There is a profile on a leading human rights activist, Iván Cepeda, who is under attack from the government. There's also a reconstruction of how Clara Rojas, kidnapped by guerrillas, gave birth in the jungle. It is a story told by Héctor Abad, a novelist El Espectador hopes will be one of the paper's signature writers.

As last week came to a close, the newsroom bubbled with enthusiasm ahead of Sunday's launch. Most of the reporters are in their 20s. Their editors, only slightly older, are prone to say things like, "For me, this is more than a job, it's an honor."

Élber Gutiérrez, who recently arrived from Semana magazine, acknowledged feeling anxious. And Nelson Padilla, the Sunday editor, listed the challenges the paper faces.

Having worked at El Espectador in the 1990s, then elsewhere, Padilla said he could not imagine himself anywhere else now. "You have journalism in your blood and El Espectador is journalism in Colombia," he said.

The paper's history is so rich that the French daily Le Monde in 1994 declared it one of the world's eight best dailies.

Fidel Cano, great grandfather of the current editor, founded the paper on March 22, 1887, in what was then a sleepy Medellin.
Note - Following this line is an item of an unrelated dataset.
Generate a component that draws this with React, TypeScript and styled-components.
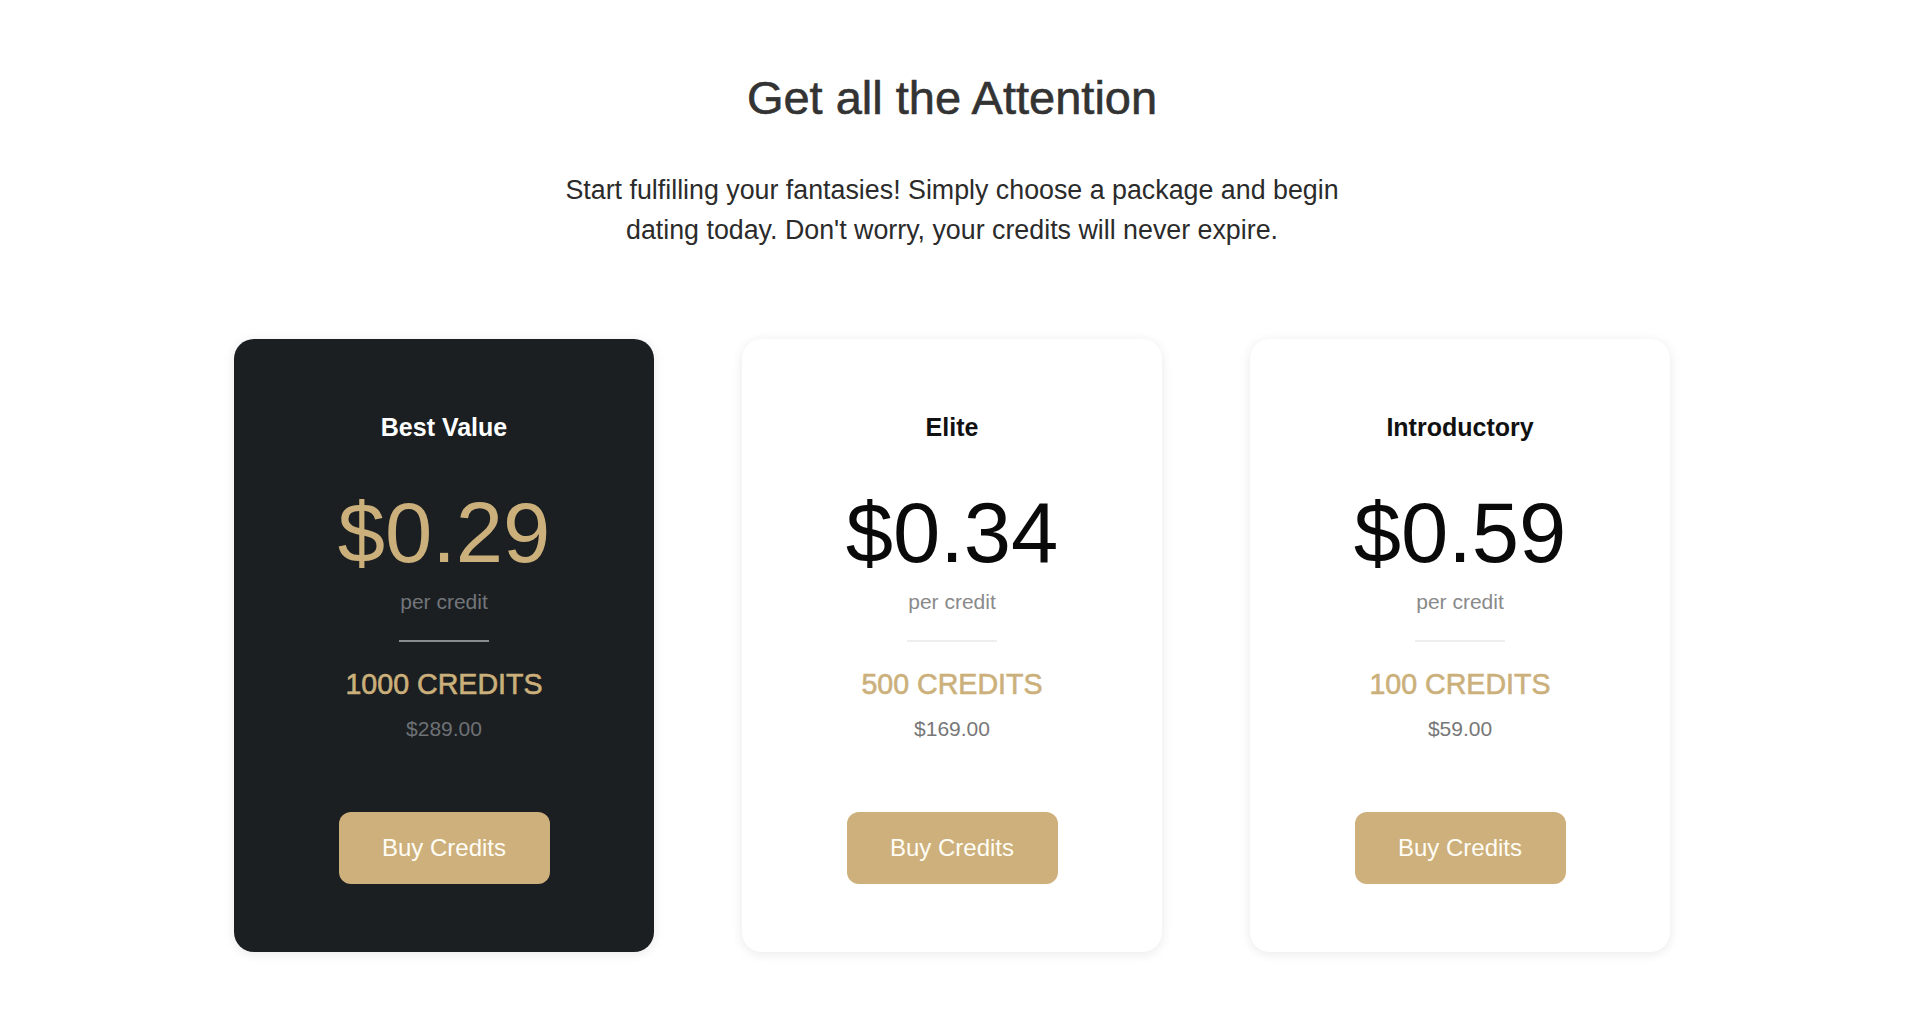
import React from "react";
import styled, { createGlobalStyle } from "styled-components";

const GlobalStyle = createGlobalStyle`
	body {
		margin: 0;
		background: #ffffff;
		font-family: "Liberation Sans", Arial, Helvetica, sans-serif;
	}
`;

type Plan = {
	name: string;
	price: string;
	credits: string;
	total: string;
	featured?: boolean;
};

const plans: Plan[] = [
	{ name: "Best Value", price: "$0.29", credits: "1000 CREDITS", total: "$289.00", featured: true },
	{ name: "Elite", price: "$0.34", credits: "500 CREDITS", total: "$169.00" },
	{ name: "Introductory", price: "$0.59", credits: "100 CREDITS", total: "$59.00" },
];

export default function App() {
	return (
		<Page>
			<GlobalStyle />
			<Title>Get all the Attention</Title>
			<Subtitle>
				Start fulfilling your fantasies! Simply choose a package and begin
				dating today. Don't worry, your credits will never expire.
			</Subtitle>
			<CardRow>
				{plans.map((plan) => (
					<Card key={plan.name} $dark={plan.featured}>
						<PlanName $dark={plan.featured}>{plan.name}</PlanName>
						<Price $dark={plan.featured}>{plan.price}</Price>
						<PerCredit $dark={plan.featured}>per credit</PerCredit>
						<Divider $dark={plan.featured} />
						<Credits>{plan.credits}</Credits>
						<Total $dark={plan.featured}>{plan.total}</Total>
						<BuyButton>Buy Credits</BuyButton>
					</Card>
				))}
			</CardRow>
		</Page>
	);
}

const Page = styled.div`
	display: flex;
	flex-direction: column;
	align-items: center;
	padding: 70px 16px 60px 0;
`;

const Title = styled.h1`
	margin: 0;
	font-size: 47px;
	line-height: 56px;
	font-weight: 400;
	color: #333333;
	-webkit-text-stroke: 0.6px #333333;
`;

const Subtitle = styled.p`
	margin: 44px 0 0;
	width: 820px;
	text-align: center;
	font-size: 26.8px;
	line-height: 40px;
	color: #2b2b2b;
`;

const CardRow = styled.div`
	display: flex;
	gap: 88px;
	margin-top: 89px;
`;

const Card = styled.div<{ $dark?: boolean }>`
	width: 420px;
	box-sizing: border-box;
	display: flex;
	flex-direction: column;
	align-items: center;
	padding: 73px 0 68px;
	border-radius: 20px;
	background: ${(p) => (p.$dark ? "#1b1f22" : "#ffffff")};
	box-shadow: 0 2px 12px rgba(0, 0, 0, 0.09);
`;

const PlanName = styled.div<{ $dark?: boolean }>`
	font-size: 25px;
	line-height: 30px;
	font-weight: 700;
	color: ${(p) => (p.$dark ? "#ffffff" : "#111111")};
`;

const Price = styled.div<{ $dark?: boolean }>`
	margin-top: 48px;
	font-size: 85px;
	line-height: 85px;
	color: ${(p) => (p.$dark ? "#cbb07b" : "#0a0a0a")};
`;

const PerCredit = styled.div<{ $dark?: boolean }>`
	margin-top: 14px;
	font-size: 21px;
	line-height: 26px;
	color: ${(p) => (p.$dark ? "#72767a" : "#8a8a8a")};
`;

const Divider = styled.div<{ $dark?: boolean }>`
	margin-top: 25px;
	width: 90px;
	height: 2px;
	background: ${(p) => (p.$dark ? "#8a8d90" : "#eeeeee")};
`;

const Credits = styled.div`
	margin-top: 25px;
	font-size: 28.6px;
	line-height: 34px;
	color: #cbb07b;
	-webkit-text-stroke: 0.6px #cbb07b;
`;

const Total = styled.div<{ $dark?: boolean }>`
	margin-top: 15px;
	font-size: 21px;
	line-height: 26px;
	color: ${(p) => (p.$dark ? "#6e7175" : "#777777")};
`;

const BuyButton = styled.button`
	margin-top: 70px;
	width: 211px;
	height: 72px;
	border: none;
	border-radius: 12px;
	background: #cdb07b;
	color: #fffdf6;
	font-family: inherit;
	font-size: 24px;
	cursor: pointer;
`;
Soon after, the government shut it down. Cano, a historian and poet who translated the works of Victor Hugo into Spanish, was jailed for a year. The paper started its presses again and was shut down again. So it has been for 121 years, with El Espectador becoming a symbol of press freedom along the way.

The paper's most trying times were during the drug wars of the 1980s, when its reports on the cocaine trade led Pablo Escobar, chief of the Medellin cartel, to order Guillermo Cano's assassination in 1986.

Three years later, having been unable to stop the presses, the cartel bombed the paper's Bogota headquarters, leaving it a shambles. El Espectador published the next day.

Returning to daily publication, then, is only the latest challenge.

"If this does not work," said Fidel Cano, Guillermo's nephew, "we cannot go back to being a weekly again."